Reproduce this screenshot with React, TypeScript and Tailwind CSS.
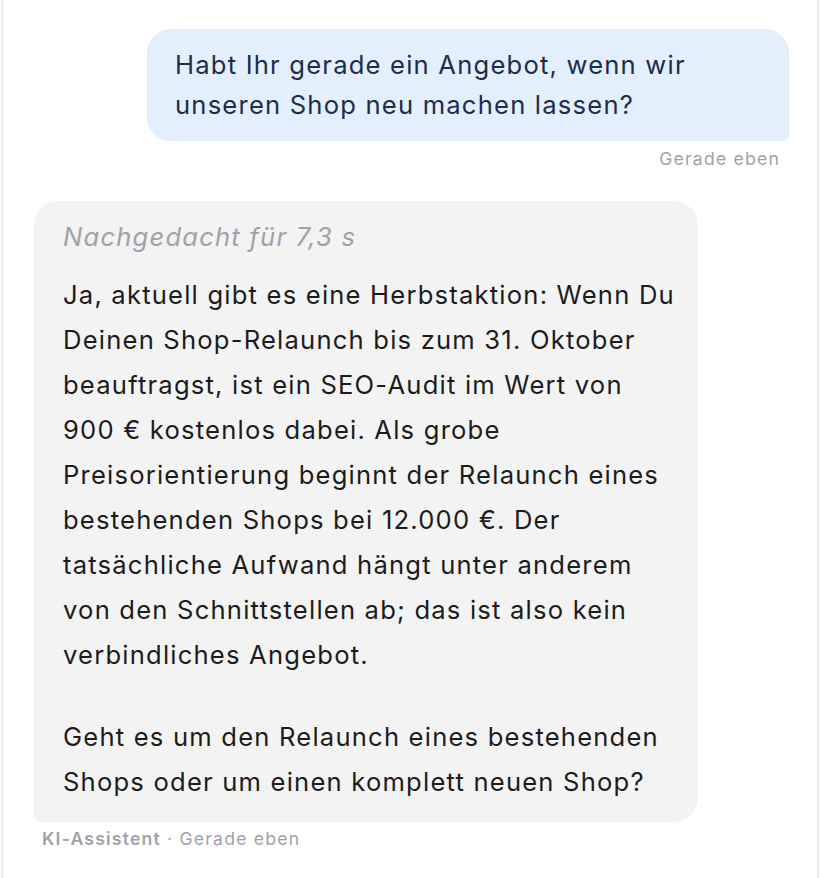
export default function App() {
  return (
    <div className="min-h-[878px] w-[818px] ml-px border-x-2 border-[#ececec] bg-white font-['Inter',sans-serif] tracking-[0.075em]">
      <div className="pl-[31px] pr-[28px] pt-[29px] flex flex-col">
        {/* User message */}
        <div className="flex flex-col items-end">
          <div className="w-[642px] bg-[#e3effd] rounded-[24px] rounded-br-[6px] pl-[28px] pr-6 py-4 text-[25.6px] leading-[40px] text-[#1d2d4a]">
            Habt Ihr gerade ein Angebot, wenn wir unseren Shop neu machen lassen?
          </div>
          <div className="mt-[6px] mr-[9px] text-[17.6px] leading-[24px] text-[#a1a1aa]">Gerade eben</div>
        </div>

        {/* Assistant message */}
        <div className="mt-[30px] flex flex-col items-start">
          <div className="w-[664px] bg-[#f3f3f3] rounded-[24px] rounded-bl-[8px] pl-[29px] pr-[18px] pt-4 pb-[18px]">
            <div className="text-[25.6px] leading-[40px] italic text-[#a1a1aa]">Nachgedacht für 7,3 s</div>
            <div className="mt-[15px] text-[25.6px] leading-[45px] text-[#1c1c1c] flex flex-col gap-[37px]">
              <p>
                Ja, aktuell gibt es eine Herbstaktion: Wenn Du Deinen Shop-Relaunch bis zum 31. Oktober
                beauftragst, ist ein SEO-Audit im Wert von 900 € kostenlos dabei. Als grobe Preisorientierung
                beginnt der Relaunch eines bestehenden Shops bei 12.000 €. Der tatsächliche Aufwand hängt unter
                anderem von den Schnittstellen ab; das ist also kein verbindliches Angebot.
              </p>
              <p>Geht es um den Relaunch eines bestehenden Shops oder um einen komplett neuen Shop?</p>
            </div>
          </div>
          <div className="mt-[5px] ml-[8px] text-[17.6px] leading-[24px] text-[#a1a1aa]">
            <span className="font-semibold">KI-Assistent</span> · Gerade eben
          </div>
        </div>
      </div>
    </div>
  );
}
----------
◆ Task description ◆
All of the material above is to be copied exactly, except for its images.

◆ Result for this exercise ◆
Reproduce this screenshot with React, TypeScript and Tailwind CSS.
export default function App() {
  return (
    <div className="min-h-[878px] w-[818px] ml-px border-x-2 border-[#ececec] bg-white font-['Inter',sans-serif] tracking-[0.075em]">
      <div className="pl-[31px] pr-[28px] pt-[29px] flex flex-col">
        {/* User message */}
        <div className="flex flex-col items-end">
          <div className="w-[642px] bg-[#e3effd] rounded-[24px] rounded-br-[6px] pl-[28px] pr-6 py-4 text-[25.6px] leading-[40px] text-[#1d2d4a]">
            Habt Ihr gerade ein Angebot, wenn wir unseren Shop neu machen lassen?
          </div>
          <div className="mt-[6px] mr-[9px] text-[17.6px] leading-[24px] text-[#a1a1aa]">Gerade eben</div>
        </div>

        {/* Assistant message */}
        <div className="mt-[30px] flex flex-col items-start">
          <div className="w-[664px] bg-[#f3f3f3] rounded-[24px] rounded-bl-[8px] pl-[29px] pr-[18px] pt-4 pb-[18px]">
            <div className="text-[25.6px] leading-[40px] italic text-[#a1a1aa]">Nachgedacht für 7,3 s</div>
            <div className="mt-[15px] text-[25.6px] leading-[45px] text-[#1c1c1c] flex flex-col gap-[37px]">
              <p>
                Ja, aktuell gibt es eine Herbstaktion: Wenn Du Deinen Shop-Relaunch bis zum 31. Oktober
                beauftragst, ist ein SEO-Audit im Wert von 900 € kostenlos dabei. Als grobe Preisorientierung
                beginnt der Relaunch eines bestehenden Shops bei 12.000 €. Der tatsächliche Aufwand hängt unter
                anderem von den Schnittstellen ab; das ist also kein verbindliches Angebot.
              </p>
              <p>Geht es um den Relaunch eines bestehenden Shops oder um einen komplett neuen Shop?</p>
            </div>
          </div>
          <div className="mt-[5px] ml-[8px] text-[17.6px] leading-[24px] text-[#a1a1aa]">
            <span className="font-semibold">KI-Assistent</span> · Gerade eben
          </div>
        </div>
      </div>
    </div>
  );
}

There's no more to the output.